Investors are facing increased competition from iBuyers and institutional Wall Street players. These Wall Street players have attempted to scale the investor offer in major metropolitan areas, but these players aren’t always willing to offer the same eight benefits local investors can. Local investors are far more inclined to take on properties needing heavy repairs with unique people issues. Most Wall Street offers only address speed, cash, and privacy out of the eight points listed. A local investor that understands this can use data – which we will cover later – to better connect with those opportunities that Wall Street doesn’t want.
Know the Process
Finding an off-market listing is only half the battle. Seeing a deal go through is the endgame, which is why buyers of off-market listings have to know the ins and outs of the process. Once you get to contract, it is a standard deal, but as the agent is likely representing both of you, it can get a bit murky.
Known as a dual agency sale—while perfectly legal—it can be hard for the buyer to tell if the agent has their best interest in mind. The higher the sale price, the heftier the commission for the agent. If you are buying in a market with little inventory, it may not matter if you get the best deal as long as you get the home, but it pays to be aware of any conflicts of interest.
What Does Off Market Mean on and Zillow?
When you see properties on the popular real estate portals Zillow and Realtor marked as “off-market,” it means they are not listed for sale. Sometimes there are mistakes made on websites, or the information has not been updated yet.
It is always worth speaking with a real estate agent to double-check if you suspect a home is for sale.
Drawbacks Of Off Market Properties
Off market deals are associated with so many benefits, it can be difficult to think about anything else. However, there are a few drawbacks associated with off market properties to be aware of:
Lack Of Availability: In light of the NAR’s new policies, there has been a significant reduction in the number of pocket listings that are bought and sold. While there are exclusions to the rules, availability is simply not what it once was.
Hard To Find: Given the availability changes, investors should ensure they are utilizing multiple lead generation techniques at once. Relying solely on off market listings could slow down your portfolio’s growth rate and make it more challenging to continue securing deals.
Inexperienced Sellers: One of the exceptions to MLS Statement 8.0 is for For Sale By Owner (FSBO) properties. These do not have to be marketed the same way as other listings; however, investors could find navigating an FSBO transaction more challenging depending on the circumstances.
Where to Find Off Market Property Listings
One way to try and find listings that aren’t being marketed to the public is by speaking with a real estate agent. Although the NAR technically prohibits REALTORS® from taking off-market property listings, they might still know if something is available.
While there are more commonly known tactics to finding off-market deals like direct mail marketing, auction websites, REOs, and short sales, there are several other ways to find off-market properties:
1. Property management companies
Houses and multifamily properties taken care of by property managers are owned by real estate investors who might be willing to sell.

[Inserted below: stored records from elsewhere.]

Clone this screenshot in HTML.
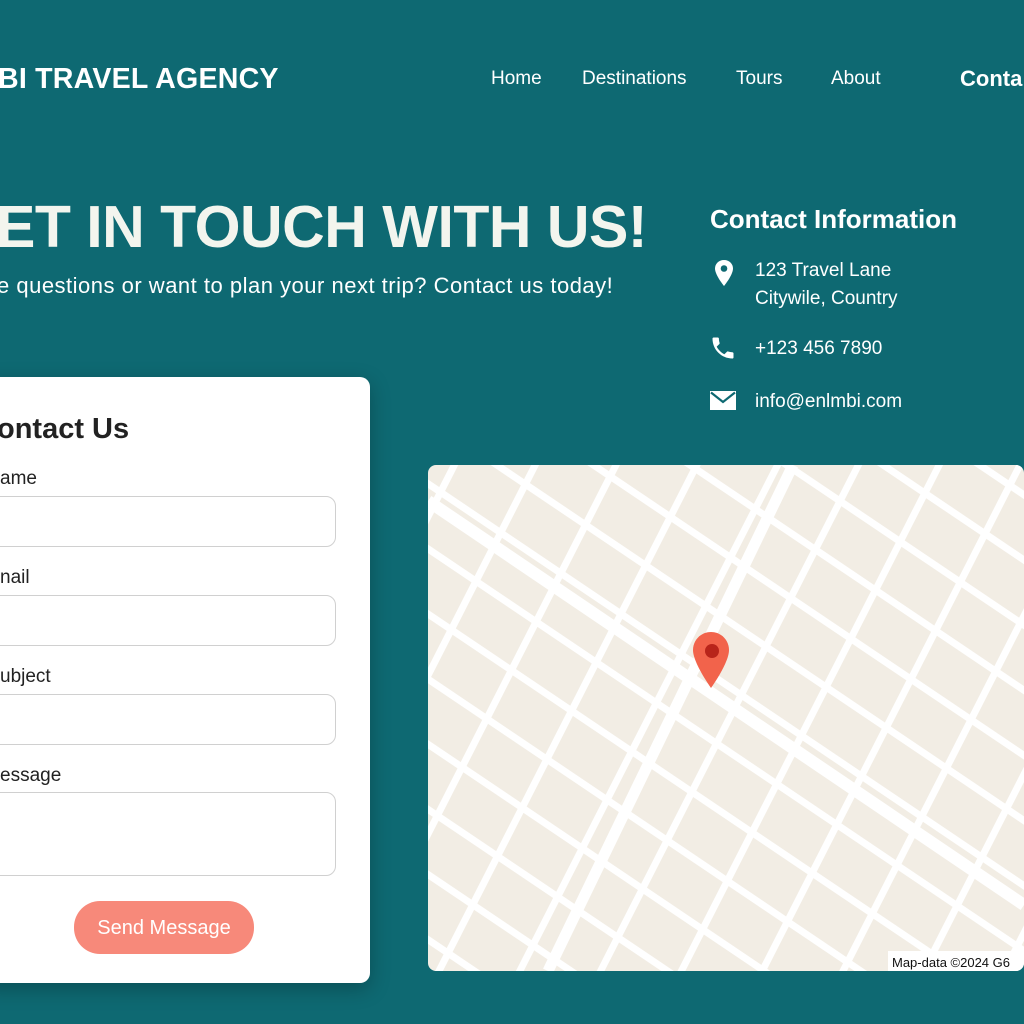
<!DOCTYPE html>
<html><head><meta charset="utf-8"><style>
*{margin:0;padding:0;box-sizing:border-box}
body{width:1024px;height:1024px;overflow:hidden;background:#0e6972;font-family:"Liberation Sans",sans-serif;position:relative;color:#fff}
.a{position:absolute;white-space:nowrap}
.nav{font-size:19px;top:68px}
.lab{position:absolute;left:-2px;font-size:19px;color:#222}
.in{position:absolute;left:-10px;width:345px;border:1.5px solid #d0d0d0;border-radius:10px;background:#fff}
.ci{font-size:19px;left:755px}
</style></head><body>
<div class="a" style="left:-2px;top:63px;font-size:28.6px;font-weight:bold;letter-spacing:0.2px">BI TRAVEL AGENCY</div>
<div class="a nav" style="left:491px">Home</div>
<div class="a nav" style="left:582px">Destinations</div>
<div class="a nav" style="left:736px">Tours</div>
<div class="a nav" style="left:831px">About</div>
<div class="a" style="left:960px;top:66px;font-size:22px;font-weight:bold">Conta</div>

<div class="a" style="left:-4px;top:193px;font-size:59px;font-weight:bold;color:#f3f5ee;letter-spacing:-0.5px">ET IN TOUCH WITH US!</div>
<div class="a" style="left:-3px;top:273px;font-size:22px;letter-spacing:0.5px">e questions or want to plan your next trip? Contact us today!</div>

<div class="a" style="left:710px;top:204px;font-size:26px;font-weight:bold">Contact Information</div>
<svg class="a" style="left:713px;top:259px" width="22" height="28" viewBox="0 0 22 28"><path d="M11 1C5.5 1 2 5 2 9.5 2 16 11 27 11 27S20 16 20 9.5C20 5 16.5 1 11 1Z" fill="#fff"/><circle cx="11" cy="9.5" r="3.3" fill="#0e6972"/></svg>
<div class="a ci" style="top:260px">123 Travel Lane</div>
<div class="a ci" style="top:288px">Citywile, Country</div>
<svg class="a" style="left:709px;top:334px" width="28" height="28" viewBox="0 0 24 24"><path d="M6.6 10.8c1.4 2.8 3.8 5.1 6.6 6.6l2.2-2.2c.3-.3.7-.4 1-.2 1.1.4 2.3.6 3.6.6.6 0 1 .4 1 1V20c0 .6-.4 1-1 1C10.6 21 3 13.4 3 4c0-.6.4-1 1-1h3.5c.6 0 1 .4 1 1 0 1.3.2 2.5.6 3.6.1.3 0 .7-.2 1l-2.3 2.2z" fill="#fff"/></svg>
<div class="a ci" style="top:338px">+123 456 7890</div>
<svg class="a" style="left:710px;top:391px" width="26" height="19" viewBox="0 0 26 19"><rect x="0" y="0" width="26" height="19" fill="#fff"/><path d="M1 1.5L13 11 25 1.5" stroke="#0e6972" stroke-width="2.2" fill="none"/></svg>
<div class="a ci" style="top:391px">info@enlmbi.com</div>

<div class="a" style="left:-20px;top:377px;width:390px;height:606px;background:#fff;border-radius:10px;box-shadow:0 6px 20px rgba(0,0,0,.25)">
 <div class="a" style="left:17px;top:36px;font-size:29px;font-weight:bold;color:#222">ontact Us</div>
 <div class="lab" style="left:20px;top:91px">ame</div>
 <div class="in" style="left:0;top:119px;width:356px;height:51px"></div>
 <div class="lab" style="left:20px;top:190px">nail</div>
 <div class="in" style="left:0;top:218px;width:356px;height:51px"></div>
 <div class="lab" style="left:20px;top:289px">ubject</div>
 <div class="in" style="left:0;top:317px;width:356px;height:51px"></div>
 <div class="lab" style="left:20px;top:388px">essage</div>
 <div class="in" style="left:0;top:415px;width:356px;height:84px"></div>
 <div class="a" style="left:94px;top:524px;width:180px;height:53px;border-radius:26px;background:#f7897a;font-size:20px;text-align:center;line-height:55px;color:#fff">Send Message</div>
</div>

<svg class="a" style="left:428px;top:465px;border-radius:8px" width="596" height="506" viewBox="0 0 596 506">
<defs>
<pattern id="pa" width="600" height="54" patternUnits="userSpaceOnUse" patternTransform="rotate(34) translate(0,12)"><rect width="600" height="7" fill="#fff"/></pattern>
<pattern id="pb" width="72" height="600" patternUnits="userSpaceOnUse" patternTransform="rotate(27) translate(20,0)"><rect width="7" height="600" fill="#fff"/></pattern>
</defs>
<rect width="596" height="506" fill="#f2ede4"/>
<rect width="596" height="506" fill="url(#pa)"/>
<rect width="596" height="506" fill="url(#pb)"/>
<path d="M0 36 L596 440" stroke="#fff" stroke-width="12"/>
<path d="M365 0 L120 506" stroke="#fff" stroke-width="11"/>
<path d="M283 167c-10 0-18 8-18 18 0 13 18 38 18 38s18-25 18-38c0-10-8-18-18-18z" fill="#f2634b"/>
<circle cx="284" cy="186" r="7" fill="#b8241a"/>
<rect x="460" y="486" width="136" height="20" fill="#fff"/>
<text x="464" y="502" font-family="Liberation Sans" font-size="13" fill="#111">Map-data ©2024 G6</text>
</svg>
</body></html>
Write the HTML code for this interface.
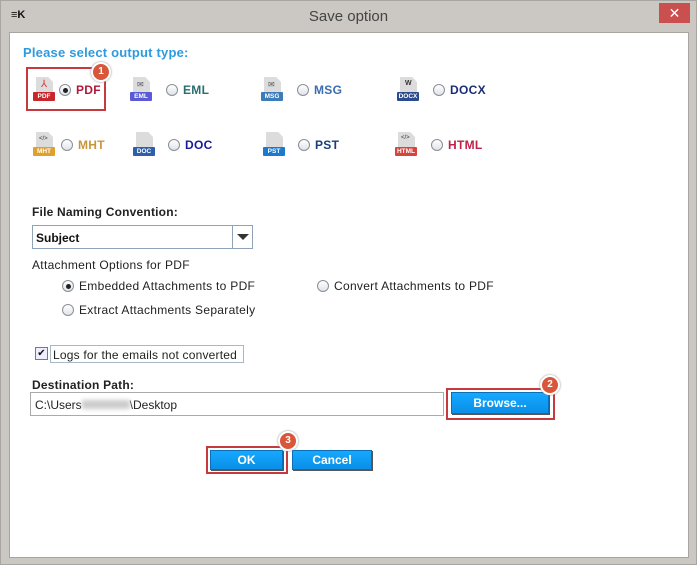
<!DOCTYPE html>
<html><head><meta charset="utf-8"><style>
*{margin:0;padding:0;box-sizing:border-box}
body{width:700px;height:568px;background:#fff;font-family:"Liberation Sans",Arial,sans-serif;position:relative;overflow:hidden}
.a{position:absolute}
.frame{left:0;top:0;width:697px;height:565px;background:#cbc7c3;border:1px solid #a9a6a2}
.content{left:9px;top:32px;width:680px;height:526px;background:#fff;border:1px solid #a8a5a0}
.title{left:0;top:8px;width:697px;text-align:center;font-size:15px;color:#444}
.close{left:659px;top:3px;width:31px;height:20px;background:#c9504f;color:#fff;text-align:center;font-size:14px;line-height:20px}
.lbl{font-size:12px;font-weight:bold;color:#222;letter-spacing:0.2px}
.t{font-size:12px;color:#222;letter-spacing:0.3px}
.radio{width:12px;height:12px;border-radius:50%;border:1px solid #8a8f96;background:linear-gradient(#fff,#dfe3e8)}
.radio.on::after{content:"";position:absolute;left:2.5px;top:2.5px;width:5px;height:5px;border-radius:50%;background:#222}
.opt{font-size:12px;font-weight:bold;letter-spacing:0.3px}
.ic{width:22px;height:26px}
.ic .pg{position:absolute;left:3px;top:0;width:17px;height:20px;background:#dcdcdc;clip-path:polygon(0 0,72% 0,100% 25%,100% 100%,0 100%)}
.ic .tg{position:absolute;left:0;top:15px;width:22px;height:9px;font-size:6.5px;color:#fff;text-align:center;line-height:9px;font-weight:bold;border-radius:1px}
.btn{background:linear-gradient(#16a8ff,#0a8fe8);color:#fff;font-size:12px;font-weight:bold;text-align:center;border:1px solid #0a6fb8;box-shadow:1px 1px 0 #555}
.hl{border:2px solid #c43a3f}
.badge{width:20px;height:20px;border-radius:50%;background:#d8573a;border:2px solid #fff;box-shadow:0 0 2px #888;color:#fff;font-size:10px;font-weight:bold;text-align:center;line-height:16px}
</style></head><body>
<div class="a frame"></div>
<div class="a" style="left:11px;top:9px;width:16px;height:12px;font-size:11px;font-weight:bold;color:#111;line-height:12px">≡K</div>
<div class="a title">Save option</div>
<div class="a close">✕</div>
<div class="a content"></div>

<div class="a" style="left:23px;top:45px;font-size:13px;font-weight:bold;color:#2d9be0;letter-spacing:0.2px">Please select output type:</div>

<div class="a hl" style="left:26px;top:67px;width:80px;height:44px"></div>
<div class="a badge" style="left:91px;top:62px">1</div>

<div class="a ic" style="left:33px;top:77px"><div class="pg"></div><div class="a" style="left:8px;top:2px;color:#d33;font-size:10px">⅄</div><div class="tg" style="background:#c9262c">PDF</div></div>
<div class="a radio on" style="left:59px;top:84px"></div>
<div class="a opt" style="left:76px;top:83px;color:#b0193a">PDF</div>

<div class="a ic" style="left:130px;top:77px"><div class="pg"></div><div class="a" style="left:7px;top:3px;font-size:8px;color:#555">✉</div><div class="tg" style="background:#5a5ad6">EML</div></div>
<div class="a radio" style="left:166px;top:84px"></div>
<div class="a opt" style="left:183px;top:83px;color:#2a6e6e">EML</div>

<div class="a ic" style="left:261px;top:77px"><div class="pg"></div><div class="a" style="left:7px;top:3px;font-size:8px;color:#555">✉</div><div class="tg" style="background:#3c7cb8">MSG</div></div>
<div class="a radio" style="left:297px;top:84px"></div>
<div class="a opt" style="left:314px;top:83px;color:#3c6db0">MSG</div>

<div class="a ic" style="left:397px;top:77px"><div class="pg"></div><div class="a" style="left:8px;top:3px;font-size:7px;color:#333;font-weight:bold">W</div><div class="tg" style="background:#2b4c8c">DOCX</div></div>
<div class="a radio" style="left:433px;top:84px"></div>
<div class="a opt" style="left:450px;top:83px;color:#1a2e78">DOCX</div>

<div class="a ic" style="left:33px;top:132px"><div class="pg"></div><div class="a" style="left:6px;top:4px;font-size:6px;color:#333">&lt;/&gt;</div><div class="tg" style="background:#e0a030">MHT</div></div>
<div class="a radio" style="left:61px;top:139px"></div>
<div class="a opt" style="left:78px;top:138px;color:#c8963a">MHT</div>

<div class="a ic" style="left:133px;top:132px"><div class="pg"></div><div class="tg" style="background:#2f5fa8">DOC</div></div>
<div class="a radio" style="left:168px;top:139px"></div>
<div class="a opt" style="left:185px;top:138px;color:#1a1a9a">DOC</div>

<div class="a ic" style="left:263px;top:132px"><div class="pg"></div><div class="tg" style="background:#1a7ad0">PST</div></div>
<div class="a radio" style="left:298px;top:139px"></div>
<div class="a opt" style="left:315px;top:138px;color:#1a3e78">PST</div>

<div class="a ic" style="left:395px;top:132px"><div class="pg"></div><div class="a" style="left:6px;top:3px;font-size:6px;color:#333">&lt;/&gt;</div><div class="tg" style="background:#d8443c">HTML</div></div>
<div class="a radio" style="left:431px;top:139px"></div>
<div class="a opt" style="left:448px;top:138px;color:#c0204a">HTML</div>

<div class="a lbl" style="left:32px;top:205px">File Naming Convention:</div>
<div class="a" style="left:32px;top:225px;width:221px;height:24px;border:1px solid #8fa3b8;background:#fff"></div>
<div class="a" style="left:36px;top:231px;font-size:12px;font-weight:bold;color:#111">Subject</div>
<div class="a" style="left:232px;top:226px;width:1px;height:22px;background:#8fa3b8"></div>
<div class="a" style="left:237px;top:234px;width:0;height:0;border-left:6px solid transparent;border-right:6px solid transparent;border-top:6px solid #333"></div>

<div class="a t" style="left:32px;top:258px">Attachment Options for PDF</div>
<div class="a radio on" style="left:62px;top:280px"></div>
<div class="a t" style="left:79px;top:279px">Embedded Attachments to PDF</div>
<div class="a radio" style="left:317px;top:280px"></div>
<div class="a t" style="left:334px;top:279px">Convert Attachments to PDF</div>
<div class="a radio" style="left:62px;top:304px"></div>
<div class="a t" style="left:79px;top:303px">Extract Attachments Separately</div>

<div class="a" style="left:35px;top:347px;width:13px;height:13px;border:1px solid #778;background:#eef;font-size:10px;line-height:11px;text-align:center;color:#111">✔</div>
<div class="a" style="left:50px;top:345px;width:194px;height:18px;border:1px solid #a8b8c8"></div>
<div class="a t" style="left:53px;top:348px;letter-spacing:0.2px">Logs for the emails not converted</div>

<div class="a lbl" style="left:32px;top:378px">Destination Path:</div>
<div class="a" style="left:30px;top:392px;width:414px;height:24px;border:1px solid #aaa;background:#fff"></div>
<div class="a" style="left:35px;top:398px;font-size:12px;color:#222">C:\Users<span style="display:inline-block;width:48px;height:9px;background:#ccc;filter:blur(2px)"></span>\Desktop</div>

<div class="a hl" style="left:446px;top:388px;width:109px;height:32px"></div>
<div class="a btn" style="left:451px;top:392px;width:98px;height:22px;line-height:20px">Browse...</div>
<div class="a badge" style="left:540px;top:375px">2</div>

<div class="a hl" style="left:206px;top:446px;width:82px;height:28px"></div>
<div class="a btn" style="left:210px;top:450px;width:73px;height:20px;line-height:18px">OK</div>
<div class="a btn" style="left:292px;top:450px;width:80px;height:20px;line-height:18px">Cancel</div>
<div class="a badge" style="left:278px;top:431px">3</div>
</body></html>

The management company already knows the property condition, the tenant, and the financial performance of the home so that you know if the property is a good match for your investment objectives.
2. Real estate wholesalers
Professional real estate wholesalers spend their entire day finding undervalue property, estimating repairs, putting the home under contract, and assigning the contract to a real estate investor such as yourself.

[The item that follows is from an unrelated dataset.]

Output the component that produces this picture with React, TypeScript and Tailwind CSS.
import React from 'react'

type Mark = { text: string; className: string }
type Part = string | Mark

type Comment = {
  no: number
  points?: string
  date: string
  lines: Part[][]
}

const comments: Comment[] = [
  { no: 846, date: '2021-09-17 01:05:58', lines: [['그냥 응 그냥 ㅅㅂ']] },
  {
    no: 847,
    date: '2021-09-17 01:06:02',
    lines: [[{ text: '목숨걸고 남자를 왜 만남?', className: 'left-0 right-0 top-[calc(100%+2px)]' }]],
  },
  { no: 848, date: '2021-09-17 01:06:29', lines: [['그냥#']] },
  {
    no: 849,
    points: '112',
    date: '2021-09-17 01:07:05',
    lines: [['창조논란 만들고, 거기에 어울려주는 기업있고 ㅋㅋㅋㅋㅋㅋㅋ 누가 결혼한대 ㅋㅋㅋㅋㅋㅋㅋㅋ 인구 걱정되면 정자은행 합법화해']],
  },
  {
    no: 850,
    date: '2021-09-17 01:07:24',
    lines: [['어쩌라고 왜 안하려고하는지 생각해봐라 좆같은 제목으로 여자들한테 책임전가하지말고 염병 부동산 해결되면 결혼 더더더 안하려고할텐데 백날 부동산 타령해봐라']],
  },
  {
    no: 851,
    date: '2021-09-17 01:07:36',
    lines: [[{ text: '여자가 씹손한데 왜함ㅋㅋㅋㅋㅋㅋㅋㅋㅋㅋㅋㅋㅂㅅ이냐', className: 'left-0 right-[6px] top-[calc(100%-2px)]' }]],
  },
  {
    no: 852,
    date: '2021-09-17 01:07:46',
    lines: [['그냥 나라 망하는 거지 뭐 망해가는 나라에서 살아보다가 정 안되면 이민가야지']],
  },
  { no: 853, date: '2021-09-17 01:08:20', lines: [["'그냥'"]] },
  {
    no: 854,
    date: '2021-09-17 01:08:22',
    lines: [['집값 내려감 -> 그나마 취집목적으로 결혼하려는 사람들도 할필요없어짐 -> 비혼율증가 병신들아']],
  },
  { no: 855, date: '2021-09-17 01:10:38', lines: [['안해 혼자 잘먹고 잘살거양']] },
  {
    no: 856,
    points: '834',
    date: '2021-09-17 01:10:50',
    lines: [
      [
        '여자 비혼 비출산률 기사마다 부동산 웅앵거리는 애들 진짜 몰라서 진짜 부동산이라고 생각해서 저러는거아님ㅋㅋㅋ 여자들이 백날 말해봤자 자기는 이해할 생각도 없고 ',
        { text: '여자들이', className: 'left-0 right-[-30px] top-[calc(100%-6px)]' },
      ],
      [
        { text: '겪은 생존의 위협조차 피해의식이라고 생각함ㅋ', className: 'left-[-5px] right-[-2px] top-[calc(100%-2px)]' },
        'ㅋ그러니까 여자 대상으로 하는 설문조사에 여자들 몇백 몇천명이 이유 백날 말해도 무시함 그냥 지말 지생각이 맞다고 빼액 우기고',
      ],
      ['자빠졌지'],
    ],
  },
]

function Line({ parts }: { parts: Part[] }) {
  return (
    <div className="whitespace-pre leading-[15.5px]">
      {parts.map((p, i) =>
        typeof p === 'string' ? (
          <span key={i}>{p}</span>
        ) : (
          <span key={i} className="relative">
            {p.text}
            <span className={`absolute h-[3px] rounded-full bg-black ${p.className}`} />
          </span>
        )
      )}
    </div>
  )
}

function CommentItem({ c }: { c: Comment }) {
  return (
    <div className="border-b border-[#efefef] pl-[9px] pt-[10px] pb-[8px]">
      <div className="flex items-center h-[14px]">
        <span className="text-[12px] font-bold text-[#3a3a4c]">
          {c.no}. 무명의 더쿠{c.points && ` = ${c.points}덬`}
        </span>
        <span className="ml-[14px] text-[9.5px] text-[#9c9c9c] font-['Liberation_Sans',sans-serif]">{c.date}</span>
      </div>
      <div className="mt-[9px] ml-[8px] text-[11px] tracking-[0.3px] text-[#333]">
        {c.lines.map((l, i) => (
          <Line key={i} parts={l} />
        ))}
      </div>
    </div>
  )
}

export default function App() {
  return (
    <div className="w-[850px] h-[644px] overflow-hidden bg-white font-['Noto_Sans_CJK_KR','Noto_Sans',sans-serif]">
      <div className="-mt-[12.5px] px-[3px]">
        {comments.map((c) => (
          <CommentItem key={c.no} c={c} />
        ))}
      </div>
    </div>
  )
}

One of the biggest advantages to buying a wholesale property is that even after the money has been spent on repairs and updating, the house should still be below fair market value, creating instant equity for an investor.
3. HomeQT pocket listings
Pocket listing services such as HomeQT are an online option for finding off-market properties for sale. The website lists property for sale that is not on the MLS and facilitates communication between property owners and sellers.

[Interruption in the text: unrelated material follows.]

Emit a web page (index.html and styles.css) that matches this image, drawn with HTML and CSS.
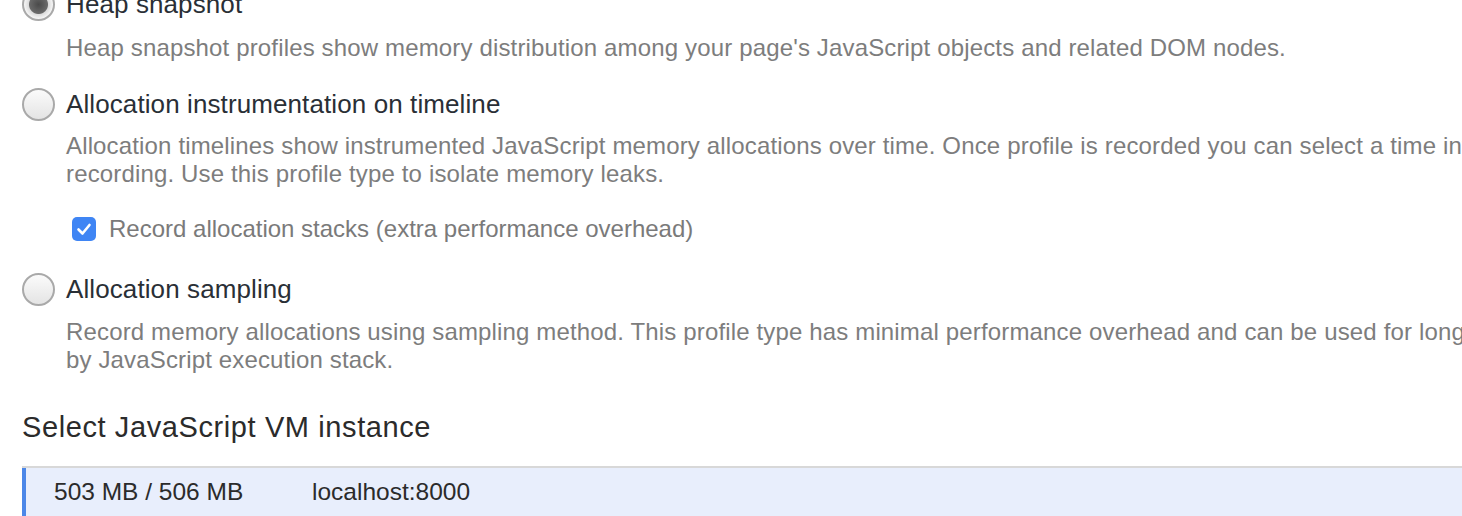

While the site may be a good place to look for private listings, the drawback is that you can’t complete the entire transaction online, which is a distinct disadvantage for remote real estate investors.
4. Roofstock Marketplace
The Roofstock Marketplace is the #1 website for buying and selling rental properties and investment real estate. Single-family homes and smaller multifamily properties are listed for sale on Roofstock.
Many properties listed on their marketplace come with inspection reports, neighborhood ratings, and financial pro-formas to help you evaluate and compare properties.
The site also offers real estate portfolios to diversify rental property investments in a single transaction.
How to Find Off-Market Properties?
Knowing how to find off-market properties will be key if you want to be successful. There will be off-market homes for sale, you just need to know how to locate them.
If you contact your local real estate agents, you might get lucky and find that they have access to pocket listings. However, not all agents will have a good selection of pocket listings available.
More experienced Realtors might be better able to guide you to a range of non-MLS listed homes.
Another option is to look for pocket listing services that market homes privately. You could discover other off-MLS sources as well as real estate auction websites in your journey to find homes not listed on the MLS.
If you find a good source of off-market homes and see a home that meets your requirements, you could get a great deal. You need to be more cautious and do more research, but it will have been worth the extra work if it pays off.
Methods of Off-Market Home Search
If you really want to be aggressive in finding potential off-market properties for sale that could be bought, there are several ways. Here are few methods:
- Sending out mailings to particular houses you have an interest in through direct mail marketing.
- Networking with friends and relatives to see if they know anyone considering selling.
- Speaking to real estate agents to let them know what you’re looking for with off-market properties.
- Knocking on doors if you really want to be aggressive.
- Hire a buyer’s agent to work at seeking out an off-market home to purchase.
- Word of mouth to the general public.
- Blasting your desire to purchase a home on social media.
- Looking on Zillow – the website allows sellers to list their homes 30 days before they will be officially listed for sale.
- Speaking to real estate wholesalers.
- Real Estate auctions can be a good source of finding off-market homes for sale.
- Do an online search for off-market properties near me – you may get lucky and see some for sale by owner properties.